The easy solution is to port in some of the ideas from Fate Core and the Fate System Toolkit when you're making your Stunts. Some of these also boil down to a situational +2 bonuses, but at least the wording is more free-form and so the stunts feel more organic. In addition to the modifier, Fate Core also outlines examples for creating rules exceptions, using balancing mechanisms like "once per session I can..." and for creating Stunt "trees" with effects that build off of each other. The Fate System Toolkit really goes into detail with Stunt costs, broader Stunts with smaller bonuses, triggered Stunts, combined Stunts, and tying Stunts to Aspects. Essentially as long as you keep in mind the refresh equivalency you have more flexibility in creating balanced Stunts. While some of these options might be considered to crunchy for FAE by some, others are just as simple (if not moreso) than the default FAE Stunts.

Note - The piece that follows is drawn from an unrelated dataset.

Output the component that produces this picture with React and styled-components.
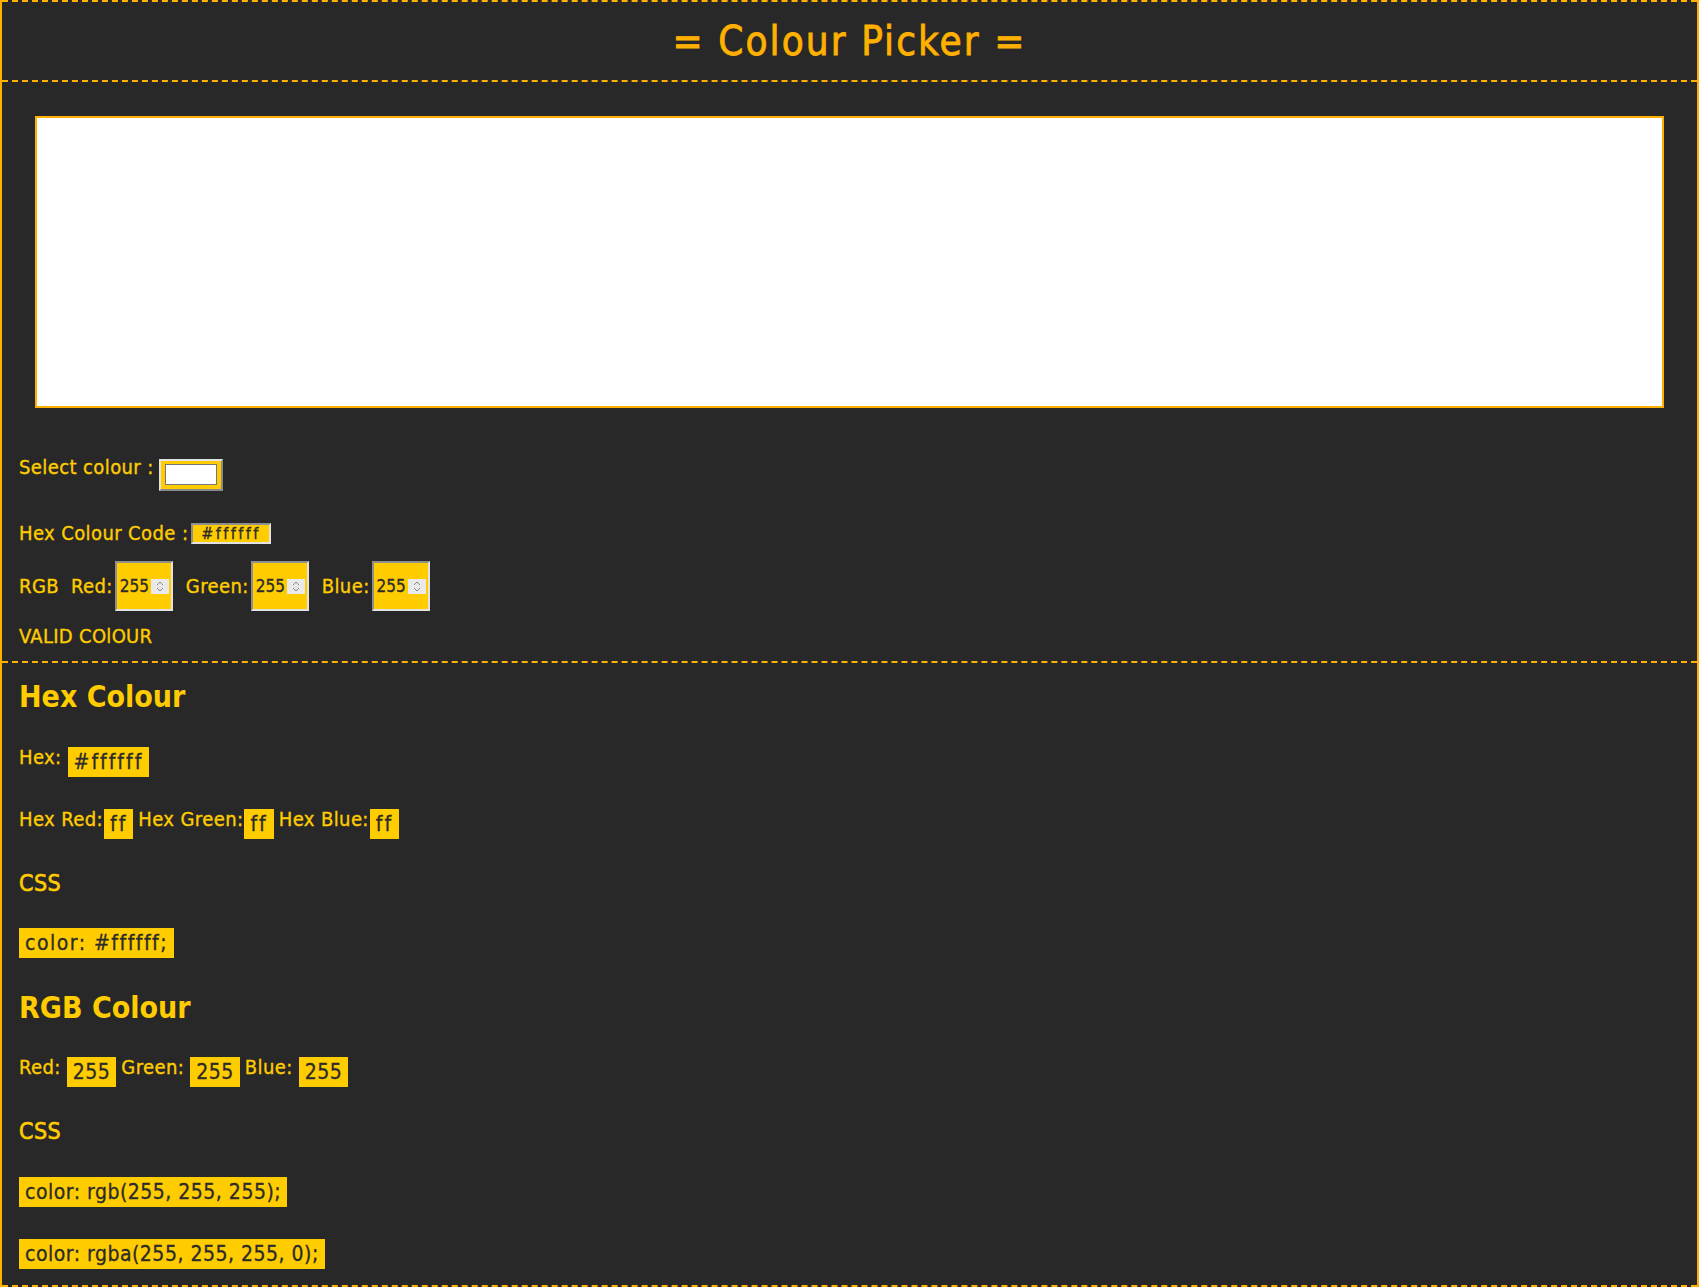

I can see why Fate is so popular, but it definitely requires a different mindset to play than most traditional games (even traditional/narrative hybrids like 13th Age and Edge of the Empire). We had a bit of a rocky transition period that made me really glad that my GM went with a 3-session arc; the first session was a messy disaster where we struggled to fully use the system (half the group are new to RPGs, having just played one campaign of Edge of the Empire that lasted a few months), the second went fairly smoothly, and in the third session things really started to click.
I don't see Fate becoming my go-to system (I prefer medium crunch, hybrid narrative/traditional games), but it was definitely an interesting change of pace and it makes me excited to try out Firefly (Cortex+ seems very similar to Fate). This also wasn't the last time I'll play it, though. In fact, I'll GM the next mini-campaign for this group, and at some point we'll probably have the main group try it out.